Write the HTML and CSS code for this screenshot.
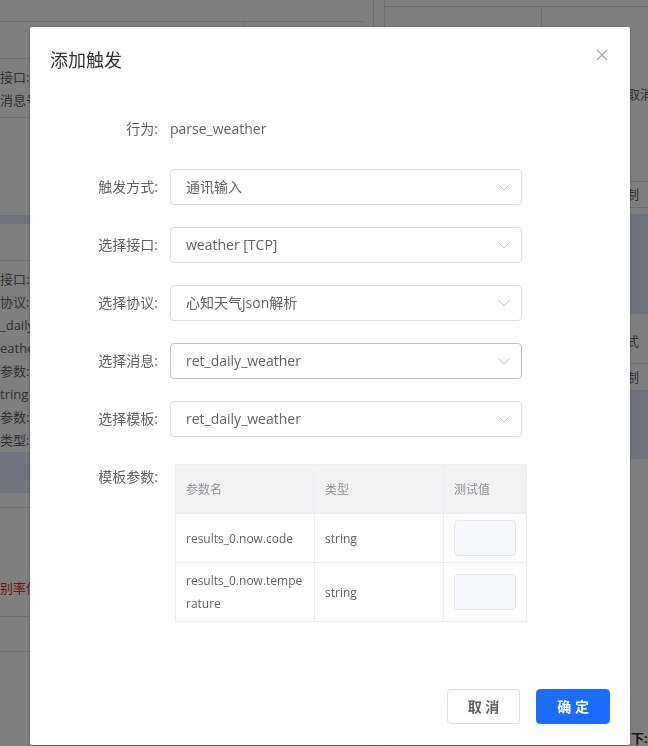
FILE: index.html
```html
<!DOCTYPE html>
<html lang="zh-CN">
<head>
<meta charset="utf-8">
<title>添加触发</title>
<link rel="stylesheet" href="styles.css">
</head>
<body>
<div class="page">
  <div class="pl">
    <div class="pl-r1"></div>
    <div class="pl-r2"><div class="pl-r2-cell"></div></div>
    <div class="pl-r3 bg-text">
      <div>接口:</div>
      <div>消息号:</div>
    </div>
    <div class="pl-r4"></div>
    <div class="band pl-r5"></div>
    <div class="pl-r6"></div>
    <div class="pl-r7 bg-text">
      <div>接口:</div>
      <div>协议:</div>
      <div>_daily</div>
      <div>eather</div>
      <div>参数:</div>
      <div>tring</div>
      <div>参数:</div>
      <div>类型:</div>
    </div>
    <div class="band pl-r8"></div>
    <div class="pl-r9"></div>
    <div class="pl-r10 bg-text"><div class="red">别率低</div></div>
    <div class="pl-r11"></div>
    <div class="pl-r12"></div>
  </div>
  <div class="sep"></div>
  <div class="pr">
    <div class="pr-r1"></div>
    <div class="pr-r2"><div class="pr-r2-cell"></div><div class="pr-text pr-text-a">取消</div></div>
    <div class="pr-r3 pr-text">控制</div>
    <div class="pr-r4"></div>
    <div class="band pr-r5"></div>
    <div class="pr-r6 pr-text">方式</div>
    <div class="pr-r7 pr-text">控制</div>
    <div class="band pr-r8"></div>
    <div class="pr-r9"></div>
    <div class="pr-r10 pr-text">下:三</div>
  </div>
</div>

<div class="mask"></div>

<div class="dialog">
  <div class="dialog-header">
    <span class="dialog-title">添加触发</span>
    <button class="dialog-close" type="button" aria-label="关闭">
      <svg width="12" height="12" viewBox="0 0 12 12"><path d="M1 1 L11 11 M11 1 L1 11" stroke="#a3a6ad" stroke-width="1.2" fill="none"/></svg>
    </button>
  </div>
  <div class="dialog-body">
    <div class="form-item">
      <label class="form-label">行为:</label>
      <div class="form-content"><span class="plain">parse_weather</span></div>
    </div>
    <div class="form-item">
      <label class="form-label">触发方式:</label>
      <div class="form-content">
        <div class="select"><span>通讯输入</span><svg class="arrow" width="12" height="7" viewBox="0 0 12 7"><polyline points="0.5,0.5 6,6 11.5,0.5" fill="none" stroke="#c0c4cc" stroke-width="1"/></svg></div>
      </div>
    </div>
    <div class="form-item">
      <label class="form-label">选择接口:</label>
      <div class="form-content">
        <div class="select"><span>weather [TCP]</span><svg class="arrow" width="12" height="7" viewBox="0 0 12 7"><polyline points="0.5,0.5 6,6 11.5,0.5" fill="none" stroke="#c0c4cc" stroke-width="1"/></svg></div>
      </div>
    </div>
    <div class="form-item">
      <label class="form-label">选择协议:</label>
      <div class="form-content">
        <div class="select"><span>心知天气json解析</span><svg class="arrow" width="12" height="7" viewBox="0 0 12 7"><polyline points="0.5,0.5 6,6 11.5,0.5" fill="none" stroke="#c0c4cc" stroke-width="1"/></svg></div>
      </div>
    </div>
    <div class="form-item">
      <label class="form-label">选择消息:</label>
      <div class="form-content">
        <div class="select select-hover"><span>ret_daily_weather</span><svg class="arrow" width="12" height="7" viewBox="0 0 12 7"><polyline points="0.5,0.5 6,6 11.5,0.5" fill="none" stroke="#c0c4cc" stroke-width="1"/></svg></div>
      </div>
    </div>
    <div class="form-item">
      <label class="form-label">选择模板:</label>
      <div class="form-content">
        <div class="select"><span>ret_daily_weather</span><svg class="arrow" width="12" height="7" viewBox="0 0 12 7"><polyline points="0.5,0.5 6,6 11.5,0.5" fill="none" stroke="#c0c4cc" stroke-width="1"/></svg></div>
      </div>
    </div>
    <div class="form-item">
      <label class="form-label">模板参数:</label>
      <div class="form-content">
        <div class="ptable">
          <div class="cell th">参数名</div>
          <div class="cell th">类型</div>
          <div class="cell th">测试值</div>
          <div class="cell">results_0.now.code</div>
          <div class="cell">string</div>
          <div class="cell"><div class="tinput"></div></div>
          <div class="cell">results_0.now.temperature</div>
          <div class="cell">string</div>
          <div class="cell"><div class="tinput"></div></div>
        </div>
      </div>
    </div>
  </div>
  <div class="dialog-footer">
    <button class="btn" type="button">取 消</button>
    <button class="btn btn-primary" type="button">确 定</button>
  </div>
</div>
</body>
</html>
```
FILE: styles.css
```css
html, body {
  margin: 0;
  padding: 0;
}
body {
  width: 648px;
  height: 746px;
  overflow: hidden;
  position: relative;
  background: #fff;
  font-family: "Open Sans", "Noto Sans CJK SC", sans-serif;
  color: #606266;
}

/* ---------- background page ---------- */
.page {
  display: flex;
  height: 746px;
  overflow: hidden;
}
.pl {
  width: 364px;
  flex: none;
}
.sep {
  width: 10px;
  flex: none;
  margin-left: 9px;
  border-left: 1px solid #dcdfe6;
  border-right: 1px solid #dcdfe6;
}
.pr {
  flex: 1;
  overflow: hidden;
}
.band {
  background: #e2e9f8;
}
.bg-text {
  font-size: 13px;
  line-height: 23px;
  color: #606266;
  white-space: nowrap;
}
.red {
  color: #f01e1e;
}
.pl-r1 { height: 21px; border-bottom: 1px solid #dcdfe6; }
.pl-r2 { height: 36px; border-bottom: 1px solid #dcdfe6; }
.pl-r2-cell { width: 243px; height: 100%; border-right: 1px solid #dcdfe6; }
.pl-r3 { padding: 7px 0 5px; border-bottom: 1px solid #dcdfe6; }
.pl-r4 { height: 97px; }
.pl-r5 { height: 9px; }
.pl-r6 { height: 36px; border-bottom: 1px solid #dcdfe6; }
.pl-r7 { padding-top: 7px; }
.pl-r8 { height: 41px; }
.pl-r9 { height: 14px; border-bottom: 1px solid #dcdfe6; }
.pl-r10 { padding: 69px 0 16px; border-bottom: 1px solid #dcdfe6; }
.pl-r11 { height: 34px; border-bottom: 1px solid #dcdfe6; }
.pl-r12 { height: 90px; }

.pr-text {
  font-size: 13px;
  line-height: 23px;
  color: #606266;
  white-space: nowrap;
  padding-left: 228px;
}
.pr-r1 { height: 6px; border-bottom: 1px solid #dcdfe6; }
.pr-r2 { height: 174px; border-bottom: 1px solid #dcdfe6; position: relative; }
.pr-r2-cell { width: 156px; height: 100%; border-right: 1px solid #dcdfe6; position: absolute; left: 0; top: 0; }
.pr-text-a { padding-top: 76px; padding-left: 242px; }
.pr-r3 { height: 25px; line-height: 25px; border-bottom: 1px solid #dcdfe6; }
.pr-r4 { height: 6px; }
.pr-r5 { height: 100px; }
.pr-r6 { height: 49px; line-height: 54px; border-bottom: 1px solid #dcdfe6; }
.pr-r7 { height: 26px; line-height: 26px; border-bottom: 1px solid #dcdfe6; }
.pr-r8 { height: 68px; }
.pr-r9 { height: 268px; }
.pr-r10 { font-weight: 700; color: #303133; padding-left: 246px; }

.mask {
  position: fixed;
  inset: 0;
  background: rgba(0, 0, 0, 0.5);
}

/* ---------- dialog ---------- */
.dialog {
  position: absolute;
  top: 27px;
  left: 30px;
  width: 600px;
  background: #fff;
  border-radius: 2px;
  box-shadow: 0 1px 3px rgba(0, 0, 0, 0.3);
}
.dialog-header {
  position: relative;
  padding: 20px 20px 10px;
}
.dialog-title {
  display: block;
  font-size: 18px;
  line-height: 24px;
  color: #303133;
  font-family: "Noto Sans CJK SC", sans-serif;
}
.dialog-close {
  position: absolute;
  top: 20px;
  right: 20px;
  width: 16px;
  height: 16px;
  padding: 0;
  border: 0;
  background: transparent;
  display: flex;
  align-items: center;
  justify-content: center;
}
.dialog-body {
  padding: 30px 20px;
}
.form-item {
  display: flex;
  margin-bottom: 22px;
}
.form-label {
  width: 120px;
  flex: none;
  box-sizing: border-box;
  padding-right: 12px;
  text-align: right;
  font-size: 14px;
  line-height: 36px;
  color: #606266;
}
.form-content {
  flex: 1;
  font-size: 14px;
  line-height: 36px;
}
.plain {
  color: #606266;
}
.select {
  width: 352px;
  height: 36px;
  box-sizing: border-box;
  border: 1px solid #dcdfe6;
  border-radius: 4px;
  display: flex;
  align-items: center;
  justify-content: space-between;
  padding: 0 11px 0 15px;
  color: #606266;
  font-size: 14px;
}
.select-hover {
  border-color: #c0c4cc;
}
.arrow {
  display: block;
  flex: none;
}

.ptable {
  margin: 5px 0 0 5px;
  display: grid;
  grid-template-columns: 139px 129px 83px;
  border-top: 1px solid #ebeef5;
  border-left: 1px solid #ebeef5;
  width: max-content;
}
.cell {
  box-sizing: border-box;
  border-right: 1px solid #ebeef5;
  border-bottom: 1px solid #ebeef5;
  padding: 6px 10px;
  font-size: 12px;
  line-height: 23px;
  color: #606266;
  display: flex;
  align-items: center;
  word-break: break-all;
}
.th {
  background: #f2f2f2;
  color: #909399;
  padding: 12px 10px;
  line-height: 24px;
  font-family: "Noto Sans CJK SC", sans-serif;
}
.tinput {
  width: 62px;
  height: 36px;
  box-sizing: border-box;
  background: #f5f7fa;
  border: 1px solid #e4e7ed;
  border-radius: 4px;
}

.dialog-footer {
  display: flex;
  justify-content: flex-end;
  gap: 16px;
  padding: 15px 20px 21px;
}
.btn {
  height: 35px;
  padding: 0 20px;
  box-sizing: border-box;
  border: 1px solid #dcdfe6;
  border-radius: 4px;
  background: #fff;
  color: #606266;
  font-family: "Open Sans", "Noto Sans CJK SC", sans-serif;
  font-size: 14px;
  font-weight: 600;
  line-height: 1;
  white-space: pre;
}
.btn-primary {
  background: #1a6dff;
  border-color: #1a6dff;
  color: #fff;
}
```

-=-=-=-=-

Return every line above that contains the word "code".

Write the HTML and CSS code for this screenshot.
          <div class="cell">results_0.now.code</div>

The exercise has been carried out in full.